● **Work instructions**: Skip every image and restate the data word for word.

● **Given data**:
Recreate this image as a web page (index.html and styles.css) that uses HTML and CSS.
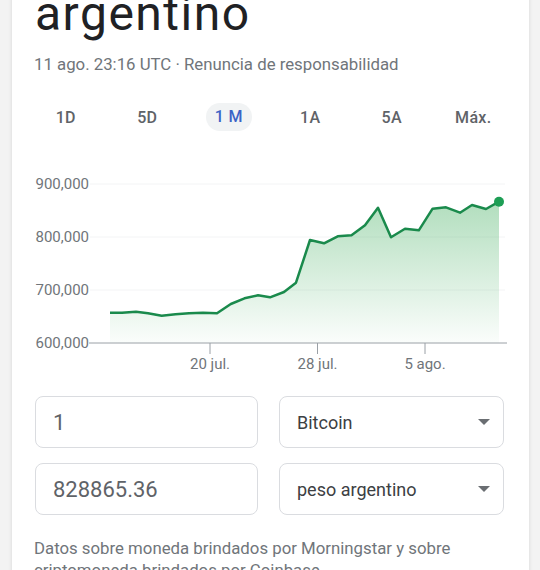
FILE: index.html
```html
<!DOCTYPE html>
<html lang="es">
<head>
<meta charset="utf-8">
<link rel="stylesheet" href="styles.css">
</head>
<body>
<div class="card">
  <div class="title">argentino</div>
  <div class="meta">11 ago. 23:16 UTC · Renuncia de responsabilidad</div>
  <div class="tabs">
    <span class="tab">1D</span>
    <span class="tab">5D</span>
    <span class="tab active">1 M</span>
    <span class="tab">1A</span>
    <span class="tab">5A</span>
    <span class="tab">Máx.</span>
  </div>
  <svg class="chart" width="517" height="205" viewBox="0 0 517 205">
    <defs>
      <linearGradient id="fill" x1="0" y1="0" x2="0" y2="1">
        <stop offset="0" stop-color="#34a853" stop-opacity="0.38"/>
        <stop offset="1" stop-color="#34a853" stop-opacity="0.02"/>
      </linearGradient>
    </defs>
    <g class="grid">
      <line x1="78" y1="14" x2="493" y2="14"/>
      <line x1="78" y1="67" x2="493" y2="67"/>
      <line x1="78" y1="120" x2="493" y2="120"/>
    </g>
    <g class="ylab">
      <text x="77" y="19">900,000</text>
      <text x="77" y="72">800,000</text>
      <text x="77" y="125">700,000</text>
      <text x="77" y="178">600,000</text>
    </g>
    <path class="area" d="M98,142.7 L110,142.7 L124,141.7 L136,143.3 L149.7,145.7 L163.5,144.3 L177,143.3 L191,142.7 L205,143.3 L218.8,134 L232.5,128.3 L246,125.3 L258,127.3 L272,122 L284,112.7 L298,70 L312,73.3 L325.7,66.3 L339.5,65.3 L353,55.3 L366,37.7 L379,67.3 L393,58.7 L406.8,60.3 L420.6,38.7 L434,37.3 L448,42.7 L460,35 L474,39 L487,31.7 L487,173 L98,173 Z"/>
    <polyline class="line" points="98,142.7 110,142.7 124,141.7 136,143.3 149.7,145.7 163.5,144.3 177,143.3 191,142.7 205,143.3 218.8,134 232.5,128.3 246,125.3 258,127.3 272,122 284,112.7 298,70 312,73.3 325.7,66.3 339.5,65.3 353,55.3 366,37.7 379,67.3 393,58.7 406.8,60.3 420.6,38.7 434,37.3 448,42.7 460,35 474,39 487,31.7"/>
    <circle class="dot" cx="487" cy="31.7" r="5"/>
    <g class="axis">
      <line x1="77" y1="173" x2="495" y2="173"/>
      <line x1="198" y1="173" x2="198" y2="184"/>
      <line x1="305.5" y1="173" x2="305.5" y2="184"/>
      <line x1="413" y1="173" x2="413" y2="184"/>
    </g>
    <g class="xlab">
      <text x="198" y="199">20 jul.</text>
      <text x="305.5" y="199">28 jul.</text>
      <text x="413" y="199">5 ago.</text>
    </g>
  </svg>
  <div class="converter">
    <div class="field"><span class="num">1</span></div>
    <div class="field select"><span>Bitcoin</span><span class="arrow"></span></div>
    <div class="field"><span class="num">828865.36</span></div>
    <div class="field select"><span>peso argentino</span><span class="arrow"></span></div>
  </div>
  <p class="note">Datos sobre moneda brindados por Morningstar y sobre criptomoneda brindados por Coinbase</p>
</div>
</body>
</html>
```
FILE: styles.css
```css
html, body {
  margin: 0;
  padding: 0;
  background: #f3f3f3;
  overflow: hidden;
}
body {
  font-family: Roboto, "Liberation Sans", Arial, sans-serif;
  color: #202124;
}
.card {
  background: #fff;
  margin: -12px 11px 0 12px;
  padding: 0 23px 20px 23px;
  box-shadow: 0 0 4px rgba(0,0,0,0.12);
}
.title {
  font-size: 48px;
  line-height: 52px;
  color: #202124;
  letter-spacing: 1.5px;
}
.meta {
  margin-top: 14px;
  font-size: 16.8px;
  line-height: 20px;
  color: #70757a;
  margin-left: -1px;
}
.tabs {
  display: grid;
  grid-template-columns: repeat(6, 81.5px);
  margin: 28px 0 0 -10px;
  height: 32px;
  align-items: center;
  justify-items: center;
}
.tab {
  font-size: 16px;
  font-weight: 500;
  color: #5f6368;
  line-height: 28px;
  padding: 0 9px;
  border-radius: 14px;
  letter-spacing: 0.3px;
}
.tab.active {
  color: #3c63c6;
  background: #f1f3f4;
  padding: 0 9px;
  margin-top: -3px;
}
.chart {
  display: block;
  margin: 36px 0 0 -23px;
}
.grid line {
  stroke: #f3f4f5;
  stroke-width: 1;
}
.ylab text {
  font-family: Roboto, "Liberation Sans", sans-serif;
  font-size: 15px;
  fill: #70757a;
  text-anchor: end;
}
.xlab text {
  font-family: Roboto, "Liberation Sans", sans-serif;
  font-size: 15px;
  fill: #70757a;
  text-anchor: middle;
}
.axis line {
  stroke: #9aa0a6;
  stroke-width: 1;
}
.area {
  fill: url(#fill);
}
.line {
  fill: none;
  stroke: #1a8a4c;
  stroke-width: 2.5;
  stroke-linejoin: round;
}
.dot {
  fill: #1e9e55;
}
.converter {
  display: grid;
  grid-template-columns: 223px 225px;
  column-gap: 21px;
  row-gap: 15px;
  margin-top: 21px;
}
.field {
  height: 50px;
  border: 1px solid #dadce0;
  border-radius: 8px;
  display: flex;
  align-items: center;
  padding: 0 13px 0 17px;
  font-size: 18px;
  color: #3c4043;
}
.field .num {
  font-size: 22px;
  color: #5f6368;
}
.field.select {
  justify-content: space-between;
}
.arrow {
  width: 0;
  height: 0;
  border-left: 6px solid transparent;
  border-right: 6px solid transparent;
  border-top: 6px solid #6a6e72;
}
.note {
  margin: 22px 0 0 -1px;
  font-size: 16.8px;
  line-height: 22px;
  color: #70757a;
}
```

● **Final result**:
Recreate this image as a web page (index.html and styles.css) that uses HTML and CSS.
FILE: index.html
```html
<!DOCTYPE html>
<html lang="es">
<head>
<meta charset="utf-8">
<link rel="stylesheet" href="styles.css">
</head>
<body>
<div class="card">
  <div class="title">argentino</div>
  <div class="meta">11 ago. 23:16 UTC · Renuncia de responsabilidad</div>
  <div class="tabs">
    <span class="tab">1D</span>
    <span class="tab">5D</span>
    <span class="tab active">1 M</span>
    <span class="tab">1A</span>
    <span class="tab">5A</span>
    <span class="tab">Máx.</span>
  </div>
  <svg class="chart" width="517" height="205" viewBox="0 0 517 205">
    <defs>
      <linearGradient id="fill" x1="0" y1="0" x2="0" y2="1">
        <stop offset="0" stop-color="#34a853" stop-opacity="0.38"/>
        <stop offset="1" stop-color="#34a853" stop-opacity="0.02"/>
      </linearGradient>
    </defs>
    <g class="grid">
      <line x1="78" y1="14" x2="493" y2="14"/>
      <line x1="78" y1="67" x2="493" y2="67"/>
      <line x1="78" y1="120" x2="493" y2="120"/>
    </g>
    <g class="ylab">
      <text x="77" y="19">900,000</text>
      <text x="77" y="72">800,000</text>
      <text x="77" y="125">700,000</text>
      <text x="77" y="178">600,000</text>
    </g>
    <path class="area" d="M98,142.7 L110,142.7 L124,141.7 L136,143.3 L149.7,145.7 L163.5,144.3 L177,143.3 L191,142.7 L205,143.3 L218.8,134 L232.5,128.3 L246,125.3 L258,127.3 L272,122 L284,112.7 L298,70 L312,73.3 L325.7,66.3 L339.5,65.3 L353,55.3 L366,37.7 L379,67.3 L393,58.7 L406.8,60.3 L420.6,38.7 L434,37.3 L448,42.7 L460,35 L474,39 L487,31.7 L487,173 L98,173 Z"/>
    <polyline class="line" points="98,142.7 110,142.7 124,141.7 136,143.3 149.7,145.7 163.5,144.3 177,143.3 191,142.7 205,143.3 218.8,134 232.5,128.3 246,125.3 258,127.3 272,122 284,112.7 298,70 312,73.3 325.7,66.3 339.5,65.3 353,55.3 366,37.7 379,67.3 393,58.7 406.8,60.3 420.6,38.7 434,37.3 448,42.7 460,35 474,39 487,31.7"/>
    <circle class="dot" cx="487" cy="31.7" r="5"/>
    <g class="axis">
      <line x1="77" y1="173" x2="495" y2="173"/>
      <line x1="198" y1="173" x2="198" y2="184"/>
      <line x1="305.5" y1="173" x2="305.5" y2="184"/>
      <line x1="413" y1="173" x2="413" y2="184"/>
    </g>
    <g class="xlab">
      <text x="198" y="199">20 jul.</text>
      <text x="305.5" y="199">28 jul.</text>
      <text x="413" y="199">5 ago.</text>
    </g>
  </svg>
  <div class="converter">
    <div class="field"><span class="num">1</span></div>
    <div class="field select"><span>Bitcoin</span><span class="arrow"></span></div>
    <div class="field"><span class="num">828865.36</span></div>
    <div class="field select"><span>peso argentino</span><span class="arrow"></span></div>
  </div>
  <p class="note">Datos sobre moneda brindados por Morningstar y sobre criptomoneda brindados por Coinbase</p>
</div>
</body>
</html>
```
FILE: styles.css
```css
html, body {
  margin: 0;
  padding: 0;
  background: #f3f3f3;
  overflow: hidden;
}
body {
  font-family: Roboto, "Liberation Sans", Arial, sans-serif;
  color: #202124;
}
.card {
  background: #fff;
  margin: -12px 11px 0 12px;
  padding: 0 23px 20px 23px;
  box-shadow: 0 0 4px rgba(0,0,0,0.12);
}
.title {
  font-size: 48px;
  line-height: 52px;
  color: #202124;
  letter-spacing: 1.5px;
}
.meta {
  margin-top: 14px;
  font-size: 16.8px;
  line-height: 20px;
  color: #70757a;
  margin-left: -1px;
}
.tabs {
  display: grid;
  grid-template-columns: repeat(6, 81.5px);
  margin: 28px 0 0 -10px;
  height: 32px;
  align-items: center;
  justify-items: center;
}
.tab {
  font-size: 16px;
  font-weight: 500;
  color: #5f6368;
  line-height: 28px;
  padding: 0 9px;
  border-radius: 14px;
  letter-spacing: 0.3px;
}
.tab.active {
  color: #3c63c6;
  background: #f1f3f4;
  padding: 0 9px;
  margin-top: -3px;
}
.chart {
  display: block;
  margin: 36px 0 0 -23px;
}
.grid line {
  stroke: #f3f4f5;
  stroke-width: 1;
}
.ylab text {
  font-family: Roboto, "Liberation Sans", sans-serif;
  font-size: 15px;
  fill: #70757a;
  text-anchor: end;
}
.xlab text {
  font-family: Roboto, "Liberation Sans", sans-serif;
  font-size: 15px;
  fill: #70757a;
  text-anchor: middle;
}
.axis line {
  stroke: #9aa0a6;
  stroke-width: 1;
}
.area {
  fill: url(#fill);
}
.line {
  fill: none;
  stroke: #1a8a4c;
  stroke-width: 2.5;
  stroke-linejoin: round;
}
.dot {
  fill: #1e9e55;
}
.converter {
  display: grid;
  grid-template-columns: 223px 225px;
  column-gap: 21px;
  row-gap: 15px;
  margin-top: 21px;
}
.field {
  height: 50px;
  border: 1px solid #dadce0;
  border-radius: 8px;
  display: flex;
  align-items: center;
  padding: 0 13px 0 17px;
  font-size: 18px;
  color: #3c4043;
}
.field .num {
  font-size: 22px;
  color: #5f6368;
}
.field.select {
  justify-content: space-between;
}
.arrow {
  width: 0;
  height: 0;
  border-left: 6px solid transparent;
  border-right: 6px solid transparent;
  border-top: 6px solid #6a6e72;
}
.note {
  margin: 22px 0 0 -1px;
  font-size: 16.8px;
  line-height: 22px;
  color: #70757a;
}
```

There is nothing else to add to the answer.